Artificial intelligence is being talked about everywhere again, from the movie “Transcendence” to Google acquiring the technology for possible later use in their search engines. And while we still analyze Siri regularly, plenty of other artificial intelligence apps exist out there that are being touted as being as smart or smarter. One of those right now is an AI app called Cleverbot that claims to be able to converse like a real, intelligent person. However, when you go in there to converse with Cleverbot, you’ll realize that it starts answering with random replies once you get into more obscure conversation.
While that’s typical of most AI programs, there seems to be an odd intelligence on Cleverbot that gives some creative logic when you converse. As proof of this, a filmmaker named Chris R. Wilson decided he’d write a screenplay for his film and collaborate ideas using Cleverbot. The conversation turned into a hilarious seemingly nonsensical collaboration until you realize there could be some logic if you think a little deeper.
What made this all the more hilarious is that Wilson put the dialogue with Cleverbot into his short film. If you can keep a straight face while watching the straight faces of the actors reciting the lines, you’re probably not getting the joke. Even more interesting are the comments on YouTube where you can see the film. Most people thought it was nonsensical enough that it proved AI has a long way to go before reaching a human brain.
Look a little deeper into the conversation, though, and it showed that Cleverbot had some creative intelligence. He wasn’t just repeating the same comments and memes over and over as you used to see in the older AI programs available online. You can frequently have a logical conversation with Cleverbot, and some creative ideas can come out of asking Cleverbot direct questions as Wilson did.
It brings the question whether artificial intelligence programs might be able to help us write screenplays and other creative projects in the near future that make complete sense. Wilson’s experiment might have looked confusing, yet you could see the advancements in AI by the program coming up with wholly original replies than anything done prior. No matter that some replies seem like non-sequiturs, there was enough creative wordplay there to help you come up with a solution to a creative problem you may have.
Wilson was clearly able to convey that and could have tweaked the responses into something making more sense. Just for the sake of absurdist comedy, we had a chance to see the early AI brain at literal work. And in some people’s eyes, that’s already a sign of artificial brilliance.

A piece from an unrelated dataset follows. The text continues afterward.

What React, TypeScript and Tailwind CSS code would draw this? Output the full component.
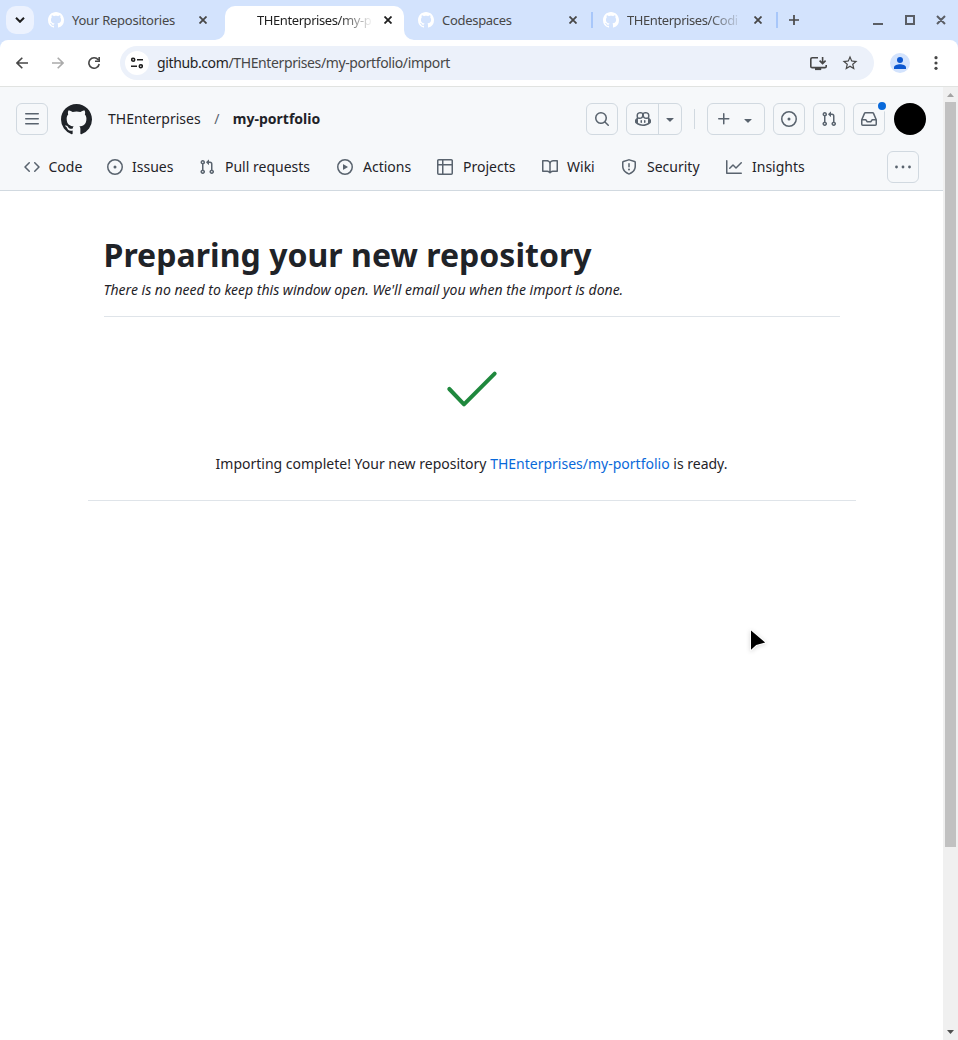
import type { ReactNode } from "react";

const paths = {
  bars: "M1 2.75A.75.75 0 0 1 1.75 2h12.5a.75.75 0 0 1 0 1.5H1.75A.75.75 0 0 1 1 2.75Zm0 5A.75.75 0 0 1 1.75 7h12.5a.75.75 0 0 1 0 1.5H1.75A.75.75 0 0 1 1 7.75ZM1.75 12h12.5a.75.75 0 0 1 0 1.5H1.75a.75.75 0 0 1 0-1.5Z",
  mark: "M8 0c4.42 0 8 3.58 8 8a8.013 8.013 0 0 1-5.45 7.59c-.4.08-.55-.17-.55-.38 0-.27.01-1.13.01-2.2 0-.75-.25-1.23-.54-1.48 1.78-.2 3.65-.88 3.65-3.95 0-.88-.31-1.59-.82-2.15.08-.2.36-1.02-.08-2.12 0 0-.67-.22-2.2.82-.64-.18-1.32-.27-2-.27-.68 0-1.36.09-2 .27-1.53-1.03-2.2-.82-2.2-.82-.44 1.1-.16 1.92-.08 2.12-.51.56-.82 1.28-.82 2.15 0 3.06 1.86 3.75 3.64 3.95-.23.2-.44.55-.51 1.07-.46.21-1.61.55-2.33-.66-.15-.24-.6-.83-1.23-.82-.67.01-.27.38.01.53.34.19.73.9.82 1.13.16.45.68 1.31 2.69.94 0 .67.01 1.3.01 1.49 0 .21-.15.45-.55.38A7.995 7.995 0 0 1 0 8c0-4.42 3.58-8 8-8Z",
  code: "m11.28 3.22 4.25 4.25a.75.75 0 0 1 0 1.06l-4.25 4.25a.749.749 0 0 1-1.275-.326.749.749 0 0 1 .215-.734L13.94 8l-3.72-3.72a.749.749 0 0 1 .326-1.275.749.749 0 0 1 .734.215Zm-6.56 0a.751.751 0 0 1 1.042.018.751.751 0 0 1 .018 1.042L2.06 8l3.72 3.72a.749.749 0 0 1-.326 1.275.749.749 0 0 1-.734-.215L.47 8.53a.75.75 0 0 1 0-1.06Z",
  issue: "M8 9.5a1.5 1.5 0 1 0 0-3 1.5 1.5 0 0 0 0 3ZM8 0a8 8 0 1 1 0 16A8 8 0 0 1 8 0ZM1.5 8a6.5 6.5 0 1 0 13 0 6.5 6.5 0 0 0-13 0Z",
  pull: "M1.5 3.25a2.25 2.25 0 1 1 3 2.122v5.256a2.251 2.251 0 1 1-1.5 0V5.372A2.25 2.25 0 0 1 1.5 3.25Zm5.677-.177L9.573.677A.25.25 0 0 1 10 .854V2.5h1A2.5 2.5 0 0 1 13.5 5v5.628a2.251 2.251 0 1 1-1.5 0V5a1 1 0 0 0-1-1h-1v1.646a.25.25 0 0 1-.427.177L7.177 3.427a.25.25 0 0 1 0-.354ZM3.75 2.5a.75.75 0 1 0 0 1.5.75.75 0 0 0 0-1.5Zm0 9.5a.75.75 0 1 0 0 1.5.75.75 0 0 0 0-1.5Zm8.25.75a.75.75 0 1 0 1.5 0 .75.75 0 0 0-1.5 0Z",
  play: "M8 0a8 8 0 1 1 0 16A8 8 0 0 1 8 0ZM1.5 8a6.5 6.5 0 1 0 13 0 6.5 6.5 0 0 0-13 0Zm4.879-2.773 4.264 2.559a.25.25 0 0 1 0 .428l-4.264 2.559A.25.25 0 0 1 6 10.559V5.442a.25.25 0 0 1 .379-.215Z",
  table: "M0 1.75C0 .784.784 0 1.75 0h12.5C15.216 0 16 .784 16 1.75v12.5A1.75 1.75 0 0 1 14.25 16H1.75A1.75 1.75 0 0 1 0 14.25ZM6.5 6.5v8h7.75a.25.25 0 0 0 .25-.25V6.5Zm8-1.5V1.75a.25.25 0 0 0-.25-.25H6.5V5Zm-13 1.5v7.75c0 .138.112.25.25.25H5v-8ZM5 5V1.5H1.75a.25.25 0 0 0-.25.25V5Z",
  book: "M0 1.75A.75.75 0 0 1 .75 1h4.253c1.227 0 2.317.59 3 1.501A3.743 3.743 0 0 1 11.006 1h4.245a.75.75 0 0 1 .75.75v10.5a.75.75 0 0 1-.75.75h-4.507a2.25 2.25 0 0 0-1.591.659l-.622.621a.75.75 0 0 1-1.06 0l-.622-.621A2.25 2.25 0 0 0 5.258 13H.75a.75.75 0 0 1-.75-.75Zm7.251 10.324.004-5.073-.002-2.253A2.25 2.25 0 0 0 5.003 2.5H1.5v9h3.757a3.75 3.75 0 0 1 1.994.574ZM8.755 4.75l-.004 7.322a3.752 3.752 0 0 1 1.992-.572H14.5v-9h-3.495a2.25 2.25 0 0 0-2.25 2.25Z",
  shield: "M7.467.133a1.748 1.748 0 0 1 1.066 0l5.25 1.68A1.75 1.75 0 0 1 15 3.48V7c0 1.566-.32 3.182-1.303 4.682-.983 1.498-2.585 2.813-5.032 3.855a1.697 1.697 0 0 1-1.33 0c-2.447-1.042-4.049-2.357-5.032-3.855C1.32 10.182 1 8.566 1 7V3.48a1.75 1.75 0 0 1 1.217-1.667Zm.61 1.429a.25.25 0 0 0-.153 0l-5.25 1.68a.25.25 0 0 0-.174.238V7c0 1.358.275 2.666 1.057 3.86.784 1.194 2.121 2.34 4.366 3.297a.196.196 0 0 0 .154 0c2.245-.956 3.582-2.104 4.366-3.298C13.225 9.666 13.5 8.36 13.5 7V3.48a.251.251 0 0 0-.174-.237l-5.25-1.68ZM8.75 4.75v3a.75.75 0 0 1-1.5 0v-3a.75.75 0 0 1 1.5 0ZM9 10.5a1 1 0 1 1-2 0 1 1 0 0 1 2 0Z",
  graph: "M1.5 1.75V13.5h13.75a.75.75 0 0 1 0 1.5H.75a.75.75 0 0 1-.75-.75V1.75a.75.75 0 0 1 1.5 0Zm14.28 2.53-5.25 5.25a.75.75 0 0 1-1.06 0L7 7.06 4.28 9.78a.751.751 0 0 1-1.042-.018.751.751 0 0 1-.018-1.042l3.25-3.25a.75.75 0 0 1 1.06 0L10 7.94l4.72-4.72a.751.751 0 0 1 1.042.018.751.751 0 0 1 .018 1.042Z",
  search: "M10.68 11.74a6 6 0 0 1-7.922-8.982 6 6 0 0 1 8.982 7.922l3.04 3.04a.749.749 0 0 1-.326 1.275.749.749 0 0 1-.734-.215ZM11.5 7a4.499 4.499 0 1 0-8.997 0A4.499 4.499 0 0 0 11.5 7Z",
  copilot: "M7.998 15.035c-4.562 0-7.873-2.914-7.998-3.749V9.338c.085-.628.677-1.686 1.588-2.065.013-.07.024-.143.036-.218.029-.183.06-.384.126-.612-.201-.508-.254-1.084-.254-1.656 0-.87.128-1.769.693-2.484.579-.733 1.494-1.124 2.724-1.261 1.206-.134 2.262.034 2.944.765.05.053.096.108.139.165.044-.057.094-.112.143-.165.682-.731 1.738-.899 2.944-.765 1.23.137 2.145.528 2.724 1.261.566.715.693 1.614.693 2.484 0 .572-.053 1.148-.254 1.656.066.228.098.429.126.612.012.076.024.148.037.218.924.385 1.522 1.471 1.591 2.095v1.872c0 .766-3.351 3.795-8.002 3.795Zm0-1.485c2.28 0 4.584-1.11 5.002-1.433V7.862l-.023-.116c-.49.21-1.075.291-1.727.291-1.146 0-2.059-.327-2.71-.991A3.222 3.222 0 0 1 8 6.303a3.24 3.24 0 0 1-.544.743c-.65.664-1.563.991-2.71.991-.652 0-1.236-.081-1.727-.291l-.023.116v4.255c.419.323 2.722 1.433 5.002 1.433ZM6.762 2.83c-.193-.206-.637-.413-1.682-.297-1.019.113-1.479.404-1.713.7-.247.312-.369.789-.369 1.554 0 .793.129 1.171.308 1.371.162.181.519.379 1.442.379.853 0 1.339-.235 1.638-.54.315-.322.527-.827.617-1.553.117-.935-.037-1.395-.241-1.614Zm4.155-.297c-1.044-.116-1.488.091-1.681.297-.204.219-.359.679-.242 1.614.091.726.303 1.231.618 1.553.299.305.784.54 1.638.54.922 0 1.28-.198 1.442-.379.179-.2.308-.578.308-1.371 0-.765-.123-1.242-.37-1.554-.233-.296-.693-.587-1.713-.7ZM6.25 9.037a.75.75 0 0 1 .75.75v1.501a.75.75 0 0 1-1.5 0V9.787a.75.75 0 0 1 .75-.75Zm4.25.75v1.501a.75.75 0 0 1-1.5 0V9.787a.75.75 0 0 1 1.5 0Z",
  caret: "m4.427 7.427 3.396 3.396a.25.25 0 0 0 .354 0l3.396-3.396A.25.25 0 0 0 11.396 7H4.604a.25.25 0 0 0-.177.427Z",
  plus: "M7.75 2a.75.75 0 0 1 .75.75V7h4.25a.75.75 0 0 1 0 1.5H8.5v4.25a.75.75 0 0 1-1.5 0V8.5H2.75a.75.75 0 0 1 0-1.5H7V2.75A.75.75 0 0 1 7.75 2Z",
  inbox: "M2.8 2.06A1.75 1.75 0 0 1 4.41 1h7.18c.7 0 1.333.417 1.61 1.06l2.74 6.395c.04.093.06.194.06.295v4.5A1.75 1.75 0 0 1 14.25 15H1.75A1.75 1.75 0 0 1 0 13.25v-4.5c0-.101.02-.202.06-.295Zm1.61.44a.25.25 0 0 0-.23.152L1.887 8H4.75a.75.75 0 0 1 .6.3L6.625 10h2.75l1.275-1.7a.75.75 0 0 1 .6-.3h2.863L11.82 2.652a.25.25 0 0 0-.23-.152Zm10.09 7h-2.875l-1.275 1.7a.75.75 0 0 1-.6.3h-3.5a.75.75 0 0 1-.6-.3L4.375 9.5H1.5v3.75c0 .138.112.25.25.25h12.5a.25.25 0 0 0 .25-.25Z",
  kebab: "M8 9.4a1.4 1.4 0 1 0 0-2.8 1.4 1.4 0 0 0 0 2.8ZM1.5 9.4a1.4 1.4 0 1 0 0-2.8 1.4 1.4 0 0 0 0 2.8Zm13 0a1.4 1.4 0 1 0 0-2.8 1.4 1.4 0 0 0 0 2.8Z",
};

type IconName = keyof typeof paths;

function Octicon({ name, className = "size-4" }: { name: IconName; className?: string }) {
  return (
    <svg viewBox="0 0 16 16" fill="currentColor" className={`shrink-0 ${className}`}>
      <path d={paths[name]} />
    </svg>
  );
}

function Close({ className }: { className: string }) {
  return (
    <svg viewBox="0 0 8 8" className={`size-2 shrink-0 ${className}`} stroke="currentColor" strokeWidth="1.8">
      <path d="M.5.5l7 7M7.5.5l-7 7" />
    </svg>
  );
}

function Tab({ title, className, titleClass }: { title: string; className: string; titleClass: string }) {
  return (
    <div className={`flex h-[34px] shrink-0 items-center text-[#474747] ${className}`}>
      <Octicon name="mark" className="mr-2 size-4 text-white" />
      <div className={`h-5 whitespace-nowrap leading-5 ${titleClass}`}>{title}</div>
      <Close className="ml-auto" />
    </div>
  );
}

function TabStrip() {
  return (
    <div className="relative flex h-10 bg-[#d3e3fd] pt-[3px] text-[13px]">
      <div className="ml-1.5 mt-[3px] flex h-7 w-7 shrink-0 items-center justify-center rounded-[10px] bg-[#ecf2fe]">
        <svg viewBox="0 0 10 6" className="h-1.5 w-[10px]" fill="none" stroke="#1f1f1f" strokeWidth="2">
          <path d="M1 .8l4 4 4-4" />
        </svg>
      </div>
      <Tab title="Your Repositories" className="ml-[14px] w-[159px]" titleClass="tracking-[-0.24px]" />
      <div className="relative ml-[18px] mt-[3px] flex h-[34px] w-[179px] shrink-0 items-center rounded-t-[10px] bg-white pb-[6px] pl-8 pr-3 text-[#1f1f1f]">
        <svg viewBox="0 0 10 10" className="absolute -left-[10px] bottom-0 size-[10px] fill-white">
          <path d="M10 0v10H0A10 10 0 0 0 10 0Z" />
        </svg>
        <svg viewBox="0 0 10 10" className="absolute -right-[10px] bottom-0 size-[10px] fill-white">
          <path d="M0 0v10h10A10 10 0 0 1 0 0Z" />
        </svg>
        <div className="h-5 w-[116px] whitespace-nowrap leading-5 tracking-[-0.42px] [mask-image:linear-gradient(to_right,black_70%,transparent)]">
          THEnterprises/my-p
        </div>
        <Close className="ml-auto" />
      </div>
      <Tab title="Codespaces" className="ml-[14px] w-[159px]" titleClass="tracking-[-0.3px]" />
      <div className="ml-[14px] mt-[9px] h-4 w-0.5 bg-[#a8c7fa]" />
      <Tab
        title="THEnterprises/Codi"
        className="ml-[10px] w-[159px]"
        titleClass="w-[116px] tracking-[-0.42px] [mask-image:linear-gradient(to_right,black_70%,transparent)]"
      />
      <div className="ml-[14px] mt-[9px] h-4 w-0.5 bg-[#a8c7fa]" />
      <svg viewBox="0 0 10 10" className="ml-[11px] mt-3 size-[10px] shrink-0" stroke="#474747" strokeWidth="1.7">
        <path d="M5 0v10M0 5h10" />
      </svg>
      <svg viewBox="0 0 76 12" className="ml-auto mr-3 mt-[11px] h-3 w-[76px] shrink-0" fill="none" stroke="#5a5e65" strokeWidth="2">
        <path d="M3 10h10M36 2h8v8h-8ZM67 2l8 8M75 2l-8 8" />
      </svg>
    </div>
  );
}

function Toolbar() {
  return (
    <div className="bg-[#d3e3fd]">
      <div className="flex h-[47px] items-center rounded-t-lg border-b border-[#e1e3e1] bg-white text-[#474747]">
        <svg viewBox="0 0 12 12" className="ml-4 size-3" fill="none" stroke="#474747" strokeWidth="1.6">
          <path d="M12 6H1M6.3.7L1 6l5.3 5.3" />
        </svg>
        <svg viewBox="0 0 12 12" className="ml-6 size-3" fill="none" stroke="#ababab" strokeWidth="1.6">
          <path d="M0 6h11M5.7.7L11 6l-5.3 5.3" />
        </svg>
        <svg viewBox="0 0 12 12" className="ml-6 size-3" fill="none" stroke="#474747" strokeWidth="1.6">
          <path d="M10.2 2.8A5.2 5.2 0 1 0 11.2 7M11.2 0v4.3H7" />
        </svg>
        <div className="ml-5 flex h-[34px] w-[754px] items-center rounded-full bg-[#ecf1fa] pl-[5px]">
          <div className="flex size-6 items-center justify-center rounded-full bg-white">
            <svg viewBox="0 0 12 12" className="size-3" fill="none" stroke="#1f1f1f" strokeWidth="1.6">
              <circle cx="2.2" cy="2.7" r="1.5" />
              <path d="M6 2.7h6M0 9.2h6" />
              <circle cx="9.8" cy="9.2" r="1.5" />
            </svg>
          </div>
          <div className="ml-2 whitespace-nowrap text-[14px] leading-5 tracking-[-0.38px]">
            <span className="text-[#1f1f1f]">github.com</span>/THEnterprises/my-portfolio/import
          </div>
          <svg viewBox="0 0 17 15" className="ml-auto h-[15px] w-[17px]" fill="none" stroke="#474747" strokeWidth="1.6">
            <path d="M8 1.8H2.2Q.8 1.8.8 3v7.4q0 1.2 1.4 1.2h12.6q1.4 0 1.4-1.2V9M12.6 1v6.3M9.6 4.7l3 2.9 3-2.9" />
            <path d="M5 13h6.2" strokeWidth="2.2" />
          </svg>
          <svg viewBox="0 0 24 24" className="ml-[14px] mr-[15px] size-[18px]" fill="#474747">
            <path d="M22 9.24l-7.19-.62L12 2 9.19 8.63 2 9.24l5.46 4.73L5.82 21 12 17.27 18.18 21l-1.63-7.03L22 9.24ZM12 15.4l-3.76 2.27 1-4.28-3.32-2.88 4.38-.38L12 6.1l1.71 4.04 4.38.38-3.32 2.88 1 4.28L12 15.4Z" />
          </svg>
        </div>
        <div className="ml-4 flex size-5 items-center justify-center rounded-full bg-[#d3e3fd]">
          <svg viewBox="0 0 12 12" className="size-3 fill-[#0b57d0]">
            <circle cx="6" cy="3" r="3" />
            <path d="M0 12v-1.7C0 8.3 3.5 7.2 6 7.2s6 1.1 6 3.1V12Z" />
          </svg>
        </div>
        <svg viewBox="0 0 4 14" className="ml-[24px] h-[14px] w-1 fill-[#474747]">
          <circle cx="2" cy="1.7" r="1.6" />
          <circle cx="2" cy="7" r="1.6" />
          <circle cx="2" cy="12.3" r="1.6" />
        </svg>
      </div>
    </div>
  );
}

function IconButton({ children, className = "w-8" }: { children: ReactNode; className?: string }) {
  return (
    <button className={`relative flex h-8 shrink-0 items-center justify-center rounded-md border border-[#d1d9e0] text-[#59636e] ${className}`}>
      {children}
    </button>
  );
}

const tabs: { name: IconName; label: string; width: string; gap: string }[] = [
  { name: "code", label: "Code", width: "w-[83px]", gap: "gap-[8.5px]" },
  { name: "issue", label: "Issues", width: "w-[92px]", gap: "gap-[9px]" },
  { name: "pull", label: "Pull requests", width: "w-[138px]", gap: "gap-[10px]" },
  { name: "play", label: "Actions", width: "w-[100px]", gap: "gap-[10px]" },
  { name: "table", label: "Projects", width: "w-[105px]", gap: "gap-[10px]" },
  { name: "book", label: "Wiki", width: "w-[79px]", gap: "gap-[9px]" },
  { name: "shield", label: "Security", width: "w-[105px]", gap: "gap-[10px]" },
  { name: "graph", label: "Insights", width: "w-[90px]", gap: "gap-[10px]" },
];

function RepoHeader() {
  return (
    <header className="h-[104px] border-b border-[#d1d9e0] bg-[#f6f8fa]">
      <div className="flex items-center pl-4 pt-4">
        <IconButton>
          <Octicon name="bars" />
        </IconButton>
        <Octicon name="mark" className="ml-[13px] size-[31px]" />
        <span className="ml-4">THEnterprises</span>
        <span className="ml-[13.5px] text-[#59636e]">/</span>
        <span className="ml-[13.5px] font-bold">my-portfolio</span>
        <div className="ml-auto flex items-center pr-[17px]">
          <IconButton>
            <Octicon name="search" />
          </IconButton>
          <IconButton className="ml-2 w-14">
            <span className="flex h-full w-8 items-center justify-center border-r border-[#d1d9e0]">
              <Octicon name="copilot" />
            </span>
            <span className="flex w-[22px] justify-center">
              <Octicon name="caret" />
            </span>
          </IconButton>
          <div className="ml-3 h-5 w-px bg-[#d1d9e0]" />
          <IconButton className="ml-3 w-[58px]">
            <Octicon name="plus" />
            <Octicon name="caret" className="ml-2 mt-0.5 size-4" />
          </IconButton>
          <IconButton className="ml-2 w-8">
            <Octicon name="issue" />
          </IconButton>
          <IconButton className="ml-2 w-8">
            <Octicon name="pull" />
          </IconButton>
          <IconButton className="ml-2 w-8">
            <Octicon name="inbox" />
            <span className="absolute -right-1 -top-1 size-3 rounded-full border-2 border-[#f6f8fa] bg-[#0969da]" />
          </IconButton>
          <div className="ml-[9px] size-8 rounded-full bg-black" />
        </div>
      </div>
      <nav className="mt-4 flex h-8 items-center pl-6">
        {tabs.map((t) => (
          <a key={t.label} className={`flex shrink-0 items-center whitespace-nowrap ${t.width} ${t.gap}`}>
            <Octicon name={t.name} className="size-4 text-[#59636e]" />
            {t.label}
          </a>
        ))}
        <IconButton className="ml-auto mr-6 w-8">
          <Octicon name="kebab" />
        </IconButton>
      </nav>
    </header>
  );
}

function Scrollbar() {
  return (
    <div className="flex w-[15px] shrink-0 flex-col items-center bg-[#f0f0f0]">
      <svg viewBox="0 0 15 15" className="size-[15px] fill-[#a3a3a3]">
        <path d="M4 10h7L7.5 6Z" />
      </svg>
      <div className="h-[745px] w-[11px] bg-[#c1c1c1]" />
      <svg viewBox="0 0 15 15" className="mt-auto size-[15px] fill-[#505050]">
        <path d="M4 5h7L7.5 9Z" />
      </svg>
    </div>
  );
}

export default function App() {
  return (
    <div className="relative flex h-[1040px] w-[958px] flex-col overflow-hidden bg-white font-['Noto_Sans',sans-serif] text-sm leading-5 text-[#1f2328]">
      <TabStrip />
      <Toolbar />
      <div className="flex min-h-0 flex-1">
        <div className="min-w-0 flex-1">
          <RepoHeader />
          <main className="mx-auto w-[768px] pt-10">
            <div className="mx-4 border-b border-[#d1d9e0]/70 pb-4">
              <h1 className="text-[32px] font-bold leading-[48px] tracking-[0.04px]">Preparing your new repository</h1>
              <p className="mt-px italic">There is no need to keep this window open. We'll email you when the import is done.</p>
            </div>
            <div className="flex flex-col items-center border-b border-[#d1d9e0]/70 pb-[26px] pt-10">
              <svg viewBox="0 0 24 24" className="size-16 fill-[#1f883d]">
                <path d="M21.03 5.72a.75.75 0 0 1 0 1.06l-11.5 11.5a.747.747 0 0 1-1.072-.012l-5.5-5.75a.75.75 0 1 1 1.084-1.036l4.97 5.195L19.97 5.72a.75.75 0 0 1 1.06 0Z" />
              </svg>
              <p className="mt-[33px]">
                Importing complete! Your new repository <a className="text-[#0969da]">THEnterprises/my-portfolio</a> is ready.
              </p>
            </div>
          </main>
        </div>
        <Scrollbar />
      </div>
      <svg viewBox="0 0 20 26" className="absolute left-[748px] top-[628px] h-[26px] w-5 drop-shadow-sm">
        <path d="M3 2.5v19.2l5.2-4.8 9-2.3Z" fill="black" stroke="white" strokeWidth="2" strokeLinejoin="round" paintOrder="stroke" />
      </svg>
    </div>
  );
}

Would you ever collaborate creatively with artificial intelligence someday if you don’t enjoy working with real collaborators? Don’t be surprised if Wilson kicked off a new experimental trend. We’re just a few years away from using AI programs even smarter than Cleverbot to perhaps find creative ideas no human being could really think of doing.
Then we’ll have to deal with an original problem on its own: Do you give credit to the artificial intelligence, or take full credit on your own? Even more surreal is having the AI program giving an acceptance speech at the Oscars for co-writing the best screenplay written in years.